A fourth category is data risk and information handling, because A I programs often succeed or fail based on how well they control sensitive data across prompts, outputs, training datasets, and logs. A useful metric might track the number of detected instances of sensitive data appearing in prompts or outputs within monitored systems, especially for systems classified as high sensitivity. Another metric might track compliance with retention schedules, such as the percentage of systems with prompt and output logs configured to meet retention requirements. Beginners should understand that these metrics must be used carefully, because detection capabilities and definitions affect what you count, and leaders need consistent interpretation. Data handling metrics can also track access review completion for sensitive datasets and the number of exceptions granted for data use, because frequent exceptions can indicate process gaps or inadequate approved tooling. Leaders can act by strengthening training, refining acceptable use guidance, improving access boundaries, or approving safer tools that reduce the need for risky workarounds. Another valuable metric is the volume of sensitive data stored in A I-related repositories over time, because rising volume can signal retention failure or uncontrolled copying. When data metrics are tied to clear actions, leaders can reduce long-term exposure and improve compliance posture.
A fifth category is change management and stability, because A I systems change frequently and changes can introduce new risk. A useful metric might track the number of significant changes to high-risk A I systems that were processed through formal change control versus changes discovered after the fact. Another metric might track the frequency of unplanned behavior changes, such as output drift events or performance regressions that trigger investigation. Beginners should understand that high change frequency is not automatically bad, but uncontrolled change is a risk, and metrics should differentiate between controlled updates and unmanaged surprises. Change metrics can also include the percentage of systems with documented change triggers that require reassessment, because reassessment discipline is part of safe evolution. Leaders can act on change metrics by improving change control processes, adding validation steps after updates, and strengthening vendor oversight when changes are vendor-driven. Another important metric is time to validate after a major update, because slow validation increases the window where unsafe behavior could affect users. When change metrics are clear, leaders can manage A I evolution responsibly without freezing innovation.

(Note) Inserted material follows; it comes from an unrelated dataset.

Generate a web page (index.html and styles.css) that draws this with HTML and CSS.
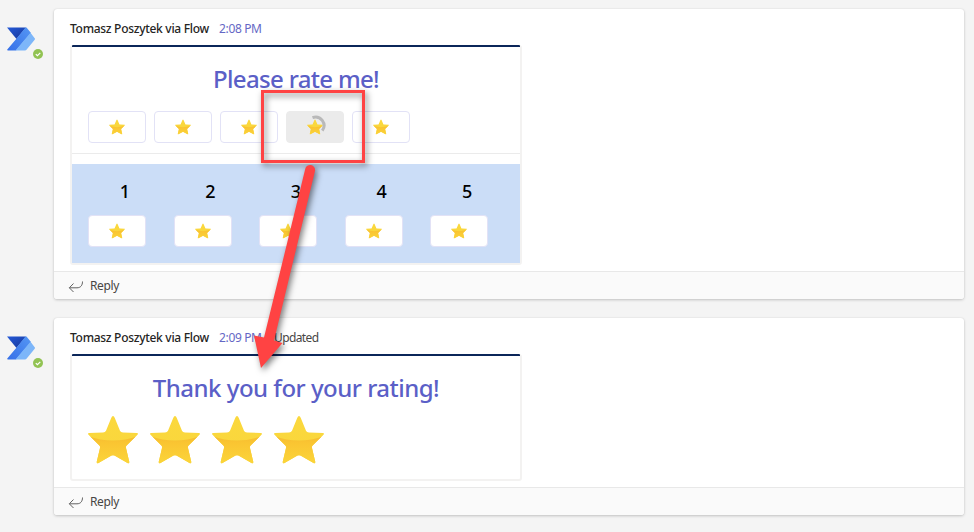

A sixth category is incident and response readiness, because leaders need to know whether the organization can detect and handle A I related harm quickly. Useful metrics include how many A I related incidents or near misses were reported, how quickly they were detected, and how quickly they were contained and resolved. Beginners should recognize that an increase in reported near misses can be a positive signal if it reflects improved reporting culture and detection rather than worsening underlying risk. This is why interpretation matters, because the same number can mean different things depending on context. Another useful metric is the percentage of A I systems that have defined escalation paths and monitoring routines, because readiness depends on having plans in place before incidents occur. Leaders can act by investing in monitoring, improving reporting pathways, and ensuring system owners are trained to respond. Incident metrics should also track lessons learned implementation, such as whether post-incident actions were completed on schedule, because repeated incidents often occur when fixes are not implemented. When response metrics improve, the organization becomes more resilient and more defensible under scrutiny.

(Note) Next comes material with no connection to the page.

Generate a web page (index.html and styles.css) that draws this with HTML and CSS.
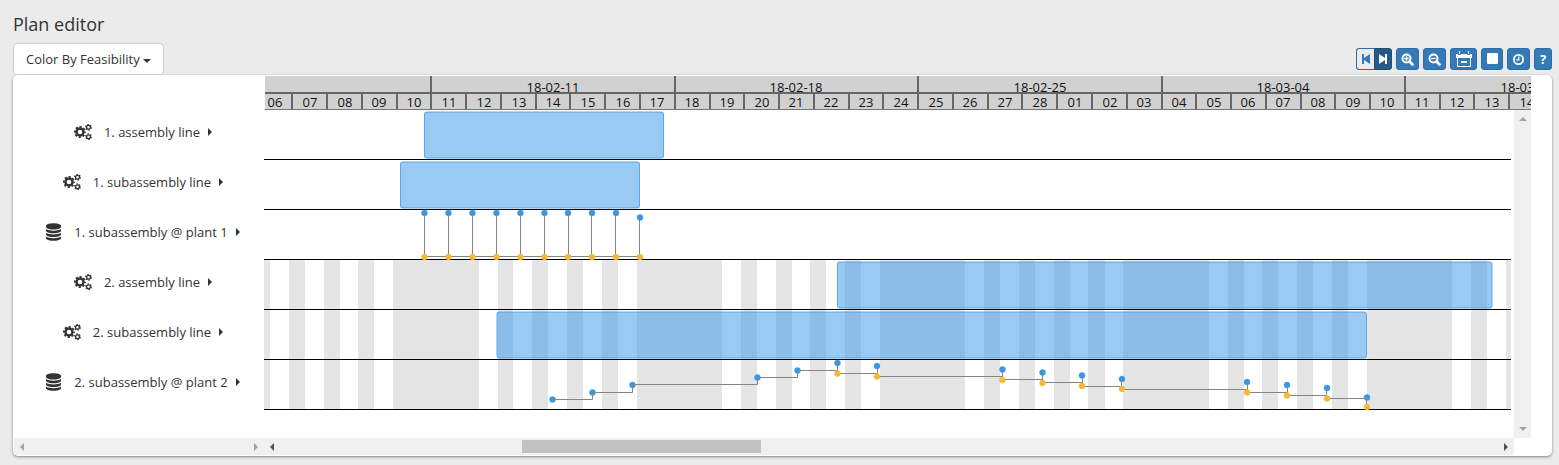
FILE: index.html
```html
<!DOCTYPE html>
<html lang="en">
<head>
<meta charset="utf-8">
<title>Plan editor</title>
<link rel="stylesheet" href="styles.css">
</head>
<body>
<svg class="defs" aria-hidden="true">
  <symbol id="cogs" viewBox="0 0 18 16">
    <g fill="none" stroke="currentColor">
      <circle cx="6" cy="8" r="3.500" stroke-width="2.400"/>
      <circle cx="6" cy="8" r="5.100" stroke-width="1.800" stroke-dasharray="2.200 1.805" stroke-dashoffset="1.100"/>
      <circle cx="14.500" cy="3.300" r="1.900" stroke-width="1.300"/>
      <circle cx="14.500" cy="3.300" r="2.800" stroke-width="1.200" stroke-dasharray="1.500 1.432"/>
      <circle cx="14.500" cy="12.700" r="1.900" stroke-width="1.300"/>
      <circle cx="14.500" cy="12.700" r="2.800" stroke-width="1.200" stroke-dasharray="1.500 1.432"/>
    </g>
  </symbol>
  <symbol id="database" viewBox="128 0 1536 1792">
    <path fill="currentColor" d="M896 768q237 0 443-43t325-127v170q0 69-103 128t-280 93.500-385 34.500-385-34.500-280-93.500-103-128v-170q119 84 325 127t443 43zm0 768q237 0 443-43t325-127v170q0 69-103 128t-280 93.500-385 34.500-385-34.500-280-93.500-103-128v-170q119 84 325 127t443 43zm0-384q237 0 443-43t325-127v170q0 69-103 128t-280 93.500-385 34.500-385-34.500-280-93.500-103-128v-170q119 84 325 127t443 43zm0-1152q208 0 385 34.500t280 93.500 103 128v128q0 69-103 128t-280 93.500-385 34.500-385-34.500-280-93.500-103-128v-128q0-69 103-128t280-93.500 385-34.500z"/>
  </symbol>
  <symbol id="stripes" viewBox="264 0 1400 150">
    <path d="M264 0h6v150h-6zM289 0h16v150h-16zM324 0h16v150h-16zM358 0h16v150h-16zM393 0h86v150h-86zM498 0h15v150h-15zM532 0h16v150h-16zM567 0h16v150h-16zM602 0h16v150h-16zM637 0h85v150h-85zM741 0h16v150h-16zM776 0h16v150h-16zM810 0h16v150h-16zM845 0h16v150h-16zM880 0h85v150h-85zM984 0h16v150h-16zM1019 0h16v150h-16zM1054 0h16v150h-16zM1088 0h17v150h-17zM1123 0h86v150h-86zM1228 0h16v150h-16zM1262 0h16v150h-16zM1297 0h16v150h-16zM1332 0h16v150h-16zM1367 0h85v150h-85zM1471 0h16v150h-16zM1506 0h16v150h-16z"/>
  </symbol>
</svg>

<main class="page">
  <h1 class="title">Plan editor</h1>

  <div class="toolbar">
    <div class="dropdown">
      <select class="dropdown-select" aria-label="Color by">
        <option>Color By Feasibility</option>
      </select>
      <span class="dropdown-caret"></span>
    </div>
    <div class="tools">
      <div class="group">
        <button class="btn btn-off" type="button" aria-label="Backward"><svg width="10" height="12" viewBox="0 0 10 12"><path d="M1 1h2v4l6-4v10l-6-4v4h-2z"/></svg></button><button class="btn btn-on" type="button" aria-label="Forward"><svg width="10" height="12" viewBox="0 0 10 12"><path d="M9 1h-2v4l-6-4v10l6-4v4h2z"/></svg></button>
      </div>
      <button class="btn" type="button" aria-label="Zoom in"><svg width="13" height="13" viewBox="0 0 13 13"><g fill="none" stroke="currentColor" stroke-width="2"><circle cx="5.500" cy="5.500" r="4"/><path d="M8.500 8.500l3 3" stroke-width="2.600" stroke-linecap="round"/><path d="M3.300 5.500h4.400M5.500 3.300v4.400" stroke-width="1.400"/></g></svg></button>
      <button class="btn" type="button" aria-label="Zoom out"><svg width="13" height="13" viewBox="0 0 13 13"><g fill="none" stroke="currentColor" stroke-width="2"><circle cx="5.500" cy="5.500" r="4"/><path d="M8.500 8.500l3 3" stroke-width="2.600" stroke-linecap="round"/><path d="M3.300 5.500h4.400" stroke-width="1.400"/></g></svg></button>
      <button class="btn btn-calendar" type="button" aria-label="Calendar"><svg width="16" height="16" viewBox="0 0 16 16"><path d="M0 3h2v1h3v-1h6v1h3v-1h2v4h-16z"/><path d="M3 0h1v3h-1zM12 0h1v3h-1z"/><path d="M1.500 6v9.500h13v-9.500" fill="none" stroke="currentColor"/><path d="M5 10h6v2h-6z"/></svg></button>
      <button class="btn btn-stop" type="button" aria-label="Stop"><svg width="12" height="12" viewBox="0 0 12 12"><rect x="1" y="0" width="11" height="11" rx="1"/></svg></button>
      <button class="btn" type="button" aria-label="Time"><svg width="13" height="13" viewBox="0 0 13 13"><circle cx="6.500" cy="6.500" r="4.600" fill="none" stroke="currentColor" stroke-width="1.800"/><path d="M6.800 3.500v3.300h-2.600" fill="none" stroke="currentColor" stroke-width="1.200"/></svg></button>
      <button class="btn btn-help" type="button" aria-label="Help">?</button>
    </div>
  </div>

  <section class="panel">
    <div class="names">
      <ul class="name-list">
        <li class="name"><svg class="cogs"><use href="#cogs"/></svg><span>1. assembly line</span><i class="more"></i></li>
        <li class="name"><svg class="cogs"><use href="#cogs"/></svg><span>1. subassembly line</span><i class="more"></i></li>
        <li class="name"><svg class="database"><use href="#database"/></svg><span>1. subassembly @ plant 1</span><i class="more"></i></li>
        <li class="name"><svg class="cogs"><use href="#cogs"/></svg><span>2. assembly line</span><i class="more"></i></li>
        <li class="name"><svg class="cogs"><use href="#cogs"/></svg><span>2. subassembly line</span><i class="more"></i></li>
        <li class="name"><svg class="database"><use href="#database"/></svg><span>2. subassembly @ plant 2</span><i class="more"></i></li>
      </ul>
      <div class="hscroll hscroll-idle"><i class="arrow-left"></i><i class="arrow-right"></i></div>
    </div>

    <div class="plan">
      <svg class="timeline" role="img" aria-label="Time axis">
        <g transform="translate(-265 -76)">
          <path class="tick" d="M265 93h1400M431 76v17M675 76v17M918 76v17M1162 76v17M1405 76v17"/>
          <path class="tick" d="M292 93v17M327 93v17M362 93v17M397 93v17M431 93v17M466 93v17M501 93v17M536 93v17M570 93v17M605 93v17M640 93v17M675 93v17M710 93v17M744 93v17M779 93v17M814 93v17M849 93v17M883 93v17M918 93v17M953 93v17M988 93v17M1022 93v17M1057 93v17M1092 93v17M1127 93v17M1162 93v17M1196 93v17M1231 93v17M1266 93v17M1301 93v17M1335 93v17M1370 93v17M1405 93v17M1440 93v17M1474 93v17M1509 93v17"/>
          <g class="date">
            <text x="553" y="92">18-02-11</text><text x="796" y="92">18-02-18</text><text x="1040" y="92">18-02-25</text><text x="1283" y="92">18-03-04</text><text x="1527" y="92">18-03-11</text>
            <text x="275" y="107">06</text><text x="310" y="107">07</text><text x="345" y="107">08</text><text x="379" y="107">09</text><text x="414" y="107">10</text><text x="449" y="107">11</text><text x="484" y="107">12</text><text x="519" y="107">13</text><text x="553" y="107">14</text><text x="588" y="107">15</text><text x="623" y="107">16</text><text x="657" y="107">17</text><text x="692" y="107">18</text><text x="727" y="107">19</text><text x="762" y="107">20</text><text x="796" y="107">21</text><text x="831" y="107">22</text><text x="866" y="107">23</text><text x="901" y="107">24</text><text x="936" y="107">25</text><text x="970" y="107">26</text><text x="1005" y="107">27</text><text x="1040" y="107">28</text><text x="1075" y="107">01</text><text x="1110" y="107">02</text><text x="1144" y="107">03</text><text x="1179" y="107">04</text><text x="1214" y="107">05</text><text x="1248" y="107">06</text><text x="1283" y="107">07</text><text x="1318" y="107">08</text><text x="1353" y="107">09</text><text x="1387" y="107">10</text><text x="1422" y="107">11</text><text x="1457" y="107">12</text><text x="1492" y="107">13</text><text x="1527" y="107">14</text>
          </g>
        </g>
      </svg>

      <div class="view">
        <svg class="chart" role="img" aria-label="Plan chart">
          <g transform="translate(-264 -110)">
            <use class="closed" href="#stripes" x="264" y="260" width="1400" height="150"/>
            <path class="rule" d="M264 159h1400v1h-1400zM264 209h1400v1h-1400zM264 259h1400v1h-1400zM264 309h1400v1h-1400zM264 359h1400v1h-1400zM264 409h1400v1h-1400z"/>
            <g class="bar">
              <rect x="424.500" y="112" width="239" height="46" rx="2"/>
              <rect x="400.500" y="162" width="239" height="46" rx="2"/>
              <rect x="837.500" y="262" width="654.500" height="46" rx="2"/>
              <rect x="497" y="312" width="869.500" height="46" rx="2"/>
            </g>
            <g class="high">
              <circle cx="424.500" cy="213" r="3"/><circle cx="448.500" cy="213" r="3"/><circle cx="472.500" cy="213" r="3"/><circle cx="496.500" cy="213" r="3"/><circle cx="520.500" cy="213" r="3"/><circle cx="544.500" cy="213" r="3"/><circle cx="568" cy="213" r="3"/><circle cx="592" cy="213" r="3"/><circle cx="616" cy="213" r="3"/><circle cx="640" cy="217.500" r="3"/>
              <circle cx="552.500" cy="399.500" r="3"/><circle cx="592.500" cy="392.500" r="3"/><circle cx="632.500" cy="385" r="3"/><circle cx="757.500" cy="377.500" r="3"/><circle cx="797.500" cy="370.500" r="3"/><circle cx="837.500" cy="363" r="3"/><circle cx="877" cy="366" r="3"/><circle cx="1002.500" cy="369.500" r="3"/><circle cx="1042.500" cy="372.500" r="3"/><circle cx="1082" cy="375.500" r="3"/><circle cx="1122" cy="379" r="3"/><circle cx="1247" cy="382" r="3"/><circle cx="1287" cy="385" r="3"/><circle cx="1327" cy="388" r="3"/><circle cx="1367" cy="397.500" r="3"/>
            </g>
            <g class="stock" transform="translate(.5 .5)">
              <path d="M424 213v43h24v-43v43h24v-43v43h24v-43v43h24v-43v43h24v-43v43h24v-43v43h23v-43v43h24v-43v43h24v-38"/>
              <path d="M552 399H592V392H632V384H757V377H797V370H837V363V373H877V366V376H1002V369V379H1042V372V382H1082V376V386H1121V379V389H1247V382V392H1287V385V395H1326V388V398H1366V397V406"/>
            </g>
            <g class="low">
              <circle cx="424.500" cy="257" r="3"/><circle cx="448.500" cy="257" r="3"/><circle cx="472.500" cy="257" r="3"/><circle cx="496.500" cy="257" r="3"/><circle cx="520.500" cy="257" r="3"/><circle cx="544.500" cy="257" r="3"/><circle cx="568" cy="257" r="3"/><circle cx="592" cy="257" r="3"/><circle cx="616" cy="257" r="3"/><circle cx="640" cy="257" r="3"/>
              <circle cx="837.500" cy="373.500" r="3"/><circle cx="877" cy="376.500" r="3"/><circle cx="1002.500" cy="380" r="3"/><circle cx="1042.500" cy="383" r="3"/><circle cx="1082" cy="386" r="3"/><circle cx="1122" cy="389" r="3"/><circle cx="1247" cy="392.500" r="3"/><circle cx="1287" cy="395.500" r="3"/><circle cx="1327" cy="398.500" r="3"/><circle cx="1367" cy="407" r="3"/>
            </g>
          </g>
        </svg>
        <div class="vscroll"><i class="arrow-up"></i><i class="arrow-down"></i></div>
      </div>
      <div class="hscroll"><i class="arrow-left"></i><div class="track"><div class="thumb"></div></div><i class="arrow-right"></i></div>
    </div>
  </section>
</main>
</body>
</html>
```

FILE: styles.css
```css
* { box-sizing: border-box; }
body {
  margin: 0;
  background: #ebebeb;
  color: #333;
  font: 13px/20px "Open Sans", "Noto Sans", sans-serif;
}
.defs { position: absolute; width: 0; height: 0; }
.page { padding: 12px 7px 8px 13px; }
.title { margin: 0 0 6px; font-size: 18px; line-height: 25px; font-weight: 400; }

.toolbar { display: flex; justify-content: space-between; align-items: center; }
.dropdown { display: grid; align-items: center; }
.dropdown > * { grid-area: 1 / 1; }
.dropdown-select {
  appearance: none;
  width: 151px;
  height: 32px;
  padding: 0 12px;
  border: 1px solid #ccc;
  border-radius: 4px;
  background: #fff;
  color: #333;
  font: inherit;
}
.dropdown-caret {
  justify-self: end;
  margin: 3px 13px 0 0;
  border: 4px solid transparent;
  border-top-color: #333;
  border-bottom: 0;
  pointer-events: none;
}
.tools { display: flex; gap: 4px; }
.group { display: flex; }
.btn {
  display: flex;
  align-items: center;
  justify-content: center;
  width: 23px;
  height: 22px;
  padding: 0;
  border: 1px solid #2e6da4;
  border-radius: 3px;
  background: #337ab7;
  color: #fff;
  font: bold 13px/20px "Open Sans", sans-serif;
}
.btn svg { fill: currentColor; }
.btn-off { width: 18px; border-right: 0; border-radius: 3px 0 0 3px; background: #ebebeb; color: #337ab7; }
.btn-on { width: 18px; border-color: #204d74; border-radius: 0 3px 3px 0; background: #265a88; }
.btn-calendar { width: 27px; }
.btn-stop { width: 22px; }
.btn-help { width: 18px; }

.panel {
  display: flex;
  padding: 1px 21px 1px 1px;
  border-radius: 5px;
  background: #fff;
  box-shadow: 0 1px 3px rgba(0, 0, 0, .45);
}
.names { flex: none; display: flex; flex-direction: column; width: 250px; }
.name-list { flex: 1; margin: 0; padding: 32px 0 0 8px; list-style: none; }
.name { display: flex; align-items: center; justify-content: center; height: 50px; padding-bottom: 3px; }
.cogs { width: 18px; height: 16px; margin-right: 12px; }
.database { width: 15px; height: 18px; margin-right: 13px; }
.more {
  margin-left: 8px;
  border: 4px solid transparent;
  border-left-color: #333;
  border-right: 0;
}

.plan { flex: 1; min-width: 0; }
.timeline { display: block; width: 100%; height: 34px; border-left: 1px solid #fff; border-bottom: 1px solid #777; background: #d1d1d1; }
.tick { fill: none; stroke: #666; stroke-width: 2; }
.date { fill: #111; text-anchor: middle; }
.view { display: flex; height: 328px; }
.chart { flex: 1; min-width: 0; height: 300px; margin-right: 3px; }
.closed { fill: #e5e5e5; }
.rule { fill: #000; }
.bar { fill: #3296e8; fill-opacity: .5; stroke: #3c9aec; stroke-opacity: .8; }
.high { fill: #3498e8; stroke: #3498e8; stroke-opacity: .4; }
.low { fill: #f5b935; stroke: #f5b935; stroke-opacity: .4; }
.stock { fill: none; stroke: #848484; }

.vscroll { display: flex; flex-direction: column; justify-content: space-between; align-items: center; width: 17px; padding: 7px 0; background: #f0f0f0; }
.hscroll { display: flex; justify-content: space-between; align-items: center; height: 17px; margin-right: 17px; padding: 0 6px; background: #f0f0f0; }
.hscroll-idle { margin-right: 0; }
.track { flex: 1; padding: 0 60% 0 20%; }
.thumb { height: 13px; background: #c1c1c1; }
.arrow-left, .arrow-right, .arrow-up, .arrow-down { border: 4px solid transparent; }
.arrow-left { border-left: 0; border-right-color: #505050; }
.arrow-right { border-right: 0; border-left-color: #505050; }
.arrow-up { border-top: 0; border-bottom-color: #a3a3a3; }
.arrow-down { border-bottom: 0; border-top-color: #a3a3a3; }
.hscroll-idle .arrow-left { border-right-color: #a3a3a3; }
.hscroll-idle .arrow-right { border-left-color: #a3a3a3; }
```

A seventh category is training and behavior, because many A I risks are driven by human habits rather than by technical failure. Useful metrics include training completion rates, but more importantly, signals of behavior change, such as reductions in use of unapproved tools, reductions in policy violations, and increases in early reporting of unsafe outputs. Beginners should understand that behavior metrics can be measured through surveys, reporting patterns, and monitoring signals, but they must be used with care to avoid creating fear that discourages reporting. Another useful metric is the number of questions and escalation requests related to acceptable use, because high volume can indicate confusion or rising interest, and both require action. Leaders can act by refining training, clarifying guidelines, and improving approved tool availability so employees have safe options. Training metrics should also include refresh cadence, meaning whether training is updated when threats, tools, and regulations change, because stale training creates silent risk. When behavior metrics improve, the organization reduces the most common sources of leakage and misuse. Leaders can then trust that the program is influencing daily work rather than existing only on paper.
To make metrics leader-friendly, the program must present them in a way that supports action, which means clarity, consistency, and context. Each metric should have a clear definition, a clear time window, and a clear target or threshold that indicates when attention is needed. Beginners should understand that without definitions, metrics become arguments because different people interpret them differently. Metrics should also be normalized where possible, such as using percentages or rates rather than raw counts when the number of systems changes, because raw counts can be misleading as the program scales. Another important practice is showing trends over time, because a single snapshot can be misinterpreted, while a trend shows whether the program is improving or deteriorating. Leaders also need brief narrative interpretation, like what the metric means and what actions are recommended when it moves in a certain direction. Metrics should also avoid creating perverse incentives, such as discouraging reporting or encouraging teams to classify systems as low risk to avoid oversight. A mature program designs metrics so they promote safe behavior and honest visibility.
As we wrap up, defining A I security metrics that leaders can understand and act on is about choosing a small set of signals that connect directly to decisions, risk reduction, and defensible oversight. Useful metrics balance activity and outcomes, and they focus on foundational areas like inventory coverage, risk tiering and assessment completion, control implementation and effectiveness, data handling exposure, change control discipline, incident readiness and response, and training-driven behavior change. Each metric must be clearly defined, consistently measured, and presented with context so leaders can interpret it correctly and take concrete action. The goal is not to impress with complexity, but to create a dashboard of reality that helps leadership allocate resources, enforce accountability, and improve governance routines over time. For new learners, the key takeaway is that metrics are how a program stays alive, because what gets measured gets managed, and what leaders can understand is what leaders can fix. When metrics are designed thoughtfully, they become one of the strongest tools for making A I security sustainable, scalable, and defensible.